Horst Prillinger explains trackbacks, and discusses when you should and should not trackback. This is something I’ve been thinking about lately too.
Horst’s first point is that you should not ping if your post does not have anything to do with the post you’re pinging, which is good common sense. He also advocates that you don’t trackback if you do nothing more than link to a post without adding to the conversation somehow.
My response to that second point is that some software automatically pings – i.e. if I link to you in a linklog style post, the software will ping you anyway. The software doesn’t differentiate between post styles, it just sees a link, derives a trackback uri and pings. I may be able to tell it not to, but I’ll probably forget.
I can see why Horst feels that a trackback from that sort of post is not worthwhile, as linklogs aren’t really adding to the conversation per se.
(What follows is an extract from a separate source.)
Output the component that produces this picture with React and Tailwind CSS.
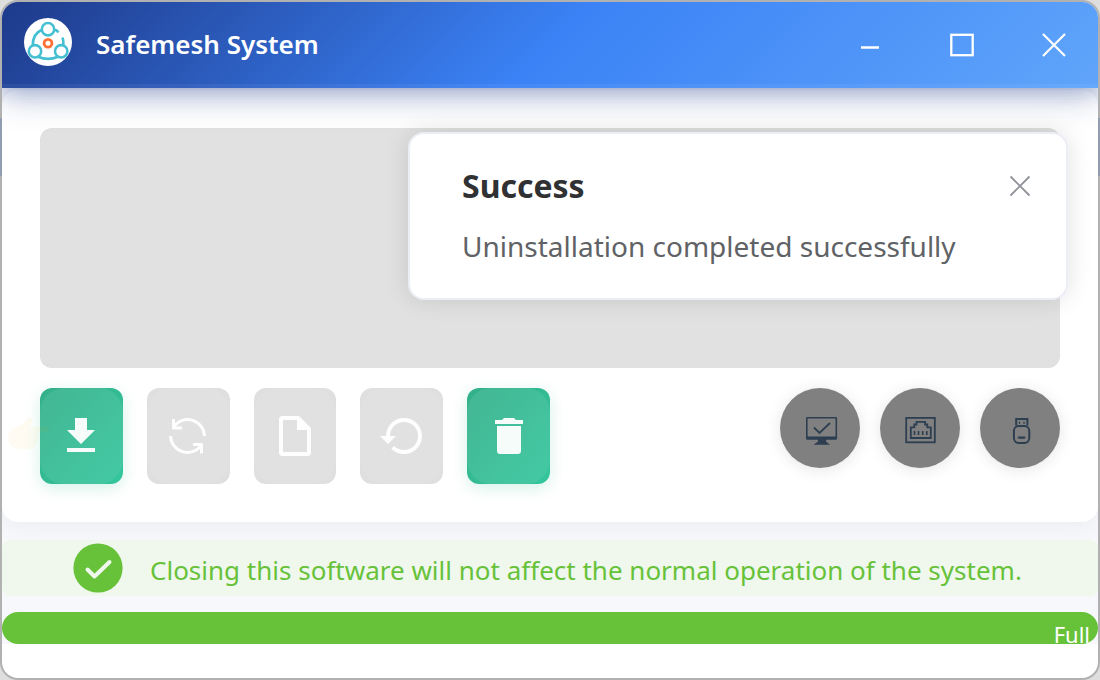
import { useState } from "react";

const ACTIONS = [
  { id: "install", label: "Install", icon: DownloadIcon, enabled: true },
  { id: "update", label: "Update", icon: RefreshIcon, enabled: false },
  { id: "logs", label: "Logs", icon: FileIcon, enabled: false },
  { id: "restore", label: "Restore", icon: RestoreIcon, enabled: false },
  { id: "uninstall", label: "Uninstall", icon: TrashIcon, enabled: true },
];

const DEVICES = [
  { id: "host", label: "Host status", icon: MonitorIcon },
  { id: "network", label: "Network port", icon: EthernetIcon },
  { id: "usb", label: "USB key", icon: UsbIcon },
];

function DownloadIcon() {
  return (
    <svg viewBox="0 0 24 24" className="size-12" fill="currentColor">
      <path d="M19 9h-4V3H9v6H5l7 7 7-7zM5 18v2h14v-2H5z" />
    </svg>
  );
}

function RefreshIcon() {
  return (
    <svg
      viewBox="0 0 48 48"
      className="size-12"
      fill="none"
      stroke="currentColor"
      strokeWidth="3"
    >
      <path d="M40.500 24A17 17 0 0 0 9.500 15" />
      <path d="M9.500 7v9h8.500" strokeLinejoin="round" />
      <path d="M6.500 24A17 17 0 0 0 37.500 33" />
      <path d="M37.500 41.500v-9h-8.500" strokeLinejoin="round" />
    </svg>
  );
}

function FileIcon() {
  return (
    <svg viewBox="0 0 24 24" className="size-12" fill="currentColor">
      <path d="M14 2H5.500C4.700 2 4 2.700 4 3.500v17c0 .8.700 1.500 1.500 1.500h13c.8 0 1.500-.7 1.500-1.500V8l-6-6zM6 20V4h7v5h5v11H6z" />
    </svg>
  );
}

function RestoreIcon() {
  return (
    <svg viewBox="0 0 24 24" className="size-12" fill="currentColor">
      <path d="M13 3a9 9 0 0 0-9 9H1l3.960 4L9 12H6a7 7 0 1 1 7 7c-1.930 0-3.680-.79-4.940-2.060l-1.420 1.420A8.950 8.950 0 0 0 13 21a9 9 0 0 0 0-18z" />
    </svg>
  );
}

function TrashIcon() {
  return (
    <svg viewBox="0 0 24 24" className="size-12" fill="currentColor">
      <path d="M6 19.500c0 .9.600 1.500 1.500 1.500h9c.9 0 1.500-.6 1.500-1.500V7H6v12.500zM19 4h-3.500l-1-1h-5l-1 1H5v2h14V4z" />
    </svg>
  );
}

function MonitorIcon() {
  return (
    <svg viewBox="0 0 40 40" className="size-10" fill="none" stroke="currentColor">
      <rect x="6.800" y="9.800" width="29.500" height="21" rx="0.5" strokeWidth="1.600" />
      <path d="M6.500 28.500h30v3h-30z" fill="currentColor" stroke="none" />
      <path d="M18 31h8v2.500l4 3.300H13.500l4.500-3.300z" fill="currentColor" stroke="none" />
      <path d="M14 19.500l5.500 5.500L30 15" strokeWidth="1.800" />
    </svg>
  );
}

function EthernetIcon() {
  return (
    <svg
      viewBox="0 0 40 40"
      className="size-10"
      fill="none"
      stroke="currentColor"
      strokeWidth="1.800"
    >
      <rect x="6.200" y="9.900" width="28.600" height="24.400" />
      <path d="M10.800 30V19.300h3.500v-2.800h2.200v-2.700h8.600v2.700h2.200v2.800h3.500V30z" />
      <path d="M14.500 23v4M18.500 23v4M22.700 23v4M26.800 23v4" strokeWidth="1.600" />
    </svg>
  );
}

function UsbIcon() {
  return (
    <svg
      viewBox="0 0 40 40"
      className="size-10"
      fill="none"
      stroke="currentColor"
      strokeWidth="2"
    >
      <path d="M16.200 17.500v-6.600h11.200v6.600" />
      <rect x="13.900" y="17.900" width="15.400" height="17" rx="5" />
      <path d="M18.800 29.600h5.600" strokeWidth="2.200" strokeLinecap="round" />
      <path d="M19.500 13.500v2.500M24 13.500v2.500" strokeWidth="1.200" />
    </svg>
  );
}

function Logo() {
  return (
    <svg viewBox="0 0 48 48" className="size-12 mb-1.5" fill="none">
      <circle cx="24" cy="24" r="24" fill="#fff" />
      <g stroke="#45bfd2" strokeWidth="2.600">
        <circle cx="24" cy="11.200" r="6.200" />
        <circle cx="11" cy="33.300" r="6.200" />
        <circle cx="37.200" cy="33.300" r="6.200" />
        <path d="M8.700 27.500C8.700 20 11.500 14.500 18 11.800" />
        <path d="M30 12l2.300.2 2.300 2.200" />
        <path d="M39.300 27.500V23l-.8-3.500" />
        <path d="M14 38.700c6 2.600 14 2.600 20 0" />
      </g>
      <circle cx="24" cy="25.300" r="3.900" stroke="#ff6f31" strokeWidth="2.800" />
    </svg>
  );
}

function TitleBar() {
  return (
    <header className="relative z-10 bg-[linear-gradient(135deg,#1e3a8a_0%,#3b82f6_50%,#60a5fa_100%)] shadow-[0_8px_32px_rgba(30,58,138,0.35),0_4px_16px_rgba(30,58,138,0.15)]">
      <div className="flex h-[86px] items-center border-b-4 border-white/5 pl-[22px] pt-1">
        <Logo />
        <h1 className="mb-0.5 ml-6 flex-1 text-[26px] font-semibold leading-9 text-white">
          Safemesh System
        </h1>
        <div className="flex gap-1 text-white">
          <button
            aria-label="Minimize"
            className="flex h-16 w-[88px] items-center justify-center"
          >
            <svg viewBox="0 0 24 24" className="size-6">
              <path d="M3 14.500h18" stroke="currentColor" strokeWidth="2.600" />
            </svg>
          </button>
          <button
            aria-label="Maximize"
            className="flex h-16 w-[88px] items-center justify-center"
          >
            <svg viewBox="0 0 24 24" className="size-6" fill="none">
              <rect x="1.300" y="1.800" width="21.400" height="20.400" stroke="currentColor" strokeWidth="2.300" />
            </svg>
          </button>
          <button
            aria-label="Close window"
            className="flex h-16 w-[88px] items-center justify-center"
          >
            <svg viewBox="0 0 24 24" className="size-6">
              <path d="M1 1l22 22M23 1L1 23" stroke="currentColor" strokeWidth="2.200" />
            </svg>
          </button>
        </div>
      </div>
    </header>
  );
}

function ActionButton({ label, icon: Icon, enabled }) {
  return (
    <button
      aria-label={label}
      disabled={!enabled}
      className={
        enabled
          ? "h-24 overflow-hidden rounded-xl bg-linear-to-br from-[#33b08a] to-[#33c69d] text-white/95 shadow-[0_4px_16px_rgba(52,190,150,0.2)]"
          : "h-24 overflow-hidden rounded-xl bg-[#dfdfdf] text-white/95"
      }
    >
      <span className="flex h-full items-center justify-center rounded-3xl bg-white/8">
        <Icon />
      </span>
    </button>
  );
}

function Toast({ title, message, onClose }) {
  return (
    <div
      role="alert"
      className="absolute right-[30px] top-[130px] z-20 flex w-[660px] items-start rounded-2xl border-2 border-[#ebeef5] bg-white py-7 pl-[52px] pr-[34px] shadow-[0_0_24px_rgba(0,0,0,0.12)]"
    >
      <div className="flex-1">
        <h2 className="text-[32px] font-bold leading-[48px] text-[#303133]">
          {title}
        </h2>
        <p className="mt-3 text-[28px] leading-[48px] text-[#606266]">
          {message}
        </p>
      </div>
      <button
        aria-label="Dismiss"
        onClick={onClose}
        className="mt-3 flex size-6 items-center justify-center text-[#909399]"
      >
        <svg viewBox="0 0 24 24" className="size-6">
          <path d="M2.500 2.500l19 19M21.500 2.500l-19 19" stroke="currentColor" strokeWidth="1.900" />
        </svg>
      </button>
    </div>
  );
}

// Faint hand that nudges the user toward the first action
function PointerHint() {
  return (
    <svg
      viewBox="0 0 44 40"
      className="absolute -left-8 top-7 h-10 w-11"
      fill="#ffb300"
      fillOpacity="0.05"
    >
      <path d="M0 22c0-7 5-10 12-12l8-8c3-2 5 1 4 4l-2 5h16c4 0 4 5 0 5H30v3c2 2 1 4-1 5 1 2 0 4-2 5 0 2-1 4-4 4H14C6 33 0 29 0 22z" />
    </svg>
  );
}

const App = () => {
  const [showToast, setShowToast] = useState(true);

  return (
    <div className="bg-[linear-gradient(to_bottom,#dedede_118px,#b4c6dd_118px,#b4c6dd_176px,#dedede_176px)] font-['Noto_Sans','Open_Sans',sans-serif]">
      <div className="relative flex min-h-screen flex-col overflow-hidden rounded-[18px] border-2 border-black/20 bg-white bg-clip-padding">
        <TitleBar />

        <div className="bg-[#f7f8fb] pt-0.5">
          <main className="rounded-2xl bg-white p-[38px] shadow-[0_4px_24px_rgba(0,0,0,0.05)]">
            <section
              aria-label="Output"
              className="h-60 overflow-hidden rounded-xl bg-[#dfdfdf]"
            >
              <div className="h-full rounded-2xl bg-white/8" />
            </section>

            <div className="mt-5 grid grid-cols-2">
              <div className="relative grid grid-cols-5 gap-6">
                {ACTIONS.map((action) => (
                  <ActionButton key={action.id} {...action} />
                ))}
                <PointerHint />
              </div>
              <div className="flex justify-end gap-5">
                {DEVICES.map(({ id, label, icon: Icon }) => (
                  <button
                    key={id}
                    aria-label={label}
                    className="flex size-20 items-center justify-center rounded-full bg-[#808080] text-[#2c3e50] shadow-[0_2px_16px_rgba(0,0,0,0.1)]"
                  >
                    <Icon />
                  </button>
                ))}
              </div>
            </div>
          </main>

          <div
            role="status"
            className="mt-[18px] flex h-14 items-center rounded-lg bg-[#f0f8ed] pl-[71px] text-[#67c23a]"
          >
            <svg viewBox="0 0 50 50" className="size-[50px]">
              <circle cx="25" cy="25" r="24.600" fill="currentColor" />
              <path
                d="M14.500 26.500l7 7 15-14.500"
                fill="none"
                stroke="#f0f8ed"
                strokeWidth="4"
                strokeLinecap="round"
                strokeLinejoin="round"
              />
            </svg>
            <p className="ml-[27px] pt-1 text-[26px] leading-9">
              Closing this software will not affect the normal operation of the
              system.
            </p>
          </div>

          <div
            role="progressbar"
            aria-valuenow={100}
            aria-label="Installation progress"
            className="mt-4 h-8 rounded-2xl bg-[#67c23a] pr-2 pt-1 text-right text-[22px] leading-9 text-white"
          >
            Full
          </div>
        </div>

        {showToast && (
          <Toast
            title="Success"
            message="Uninstallation completed successfully"
            onClose={() => setShowToast(false)}
          />
        )}
      </div>
    </div>
  );
};

export default App;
But you do get some useful information from that sort of ping – it brings to your attention bloggers who are reading you and with whom you may have something in common.
That may seem like a very author-centric reason for accepting this sort of ping, but readers may also derive value from being able to follow the link trail to other blogs which, even though they don’t pass comment may also point to related posts that do.
There’s another circumstance where the value of trackbacks are debatable, and that’s when someone pings even though they are not quoting a post directly, but just talking about the same subject.
I had a trackback like that a while ago and initially I was rather miffed. I’d followed the link back to the referring blog, but there was no link to my blog there at all. In retrospect, I think my annoyance was down to my ego – here was someone implying they had mentioned me and they hadn’t.
On balance, this sort of trackback is no less useful than any other sort. It is, after all, extending the conversation and that is what trackbacks and comments are all about.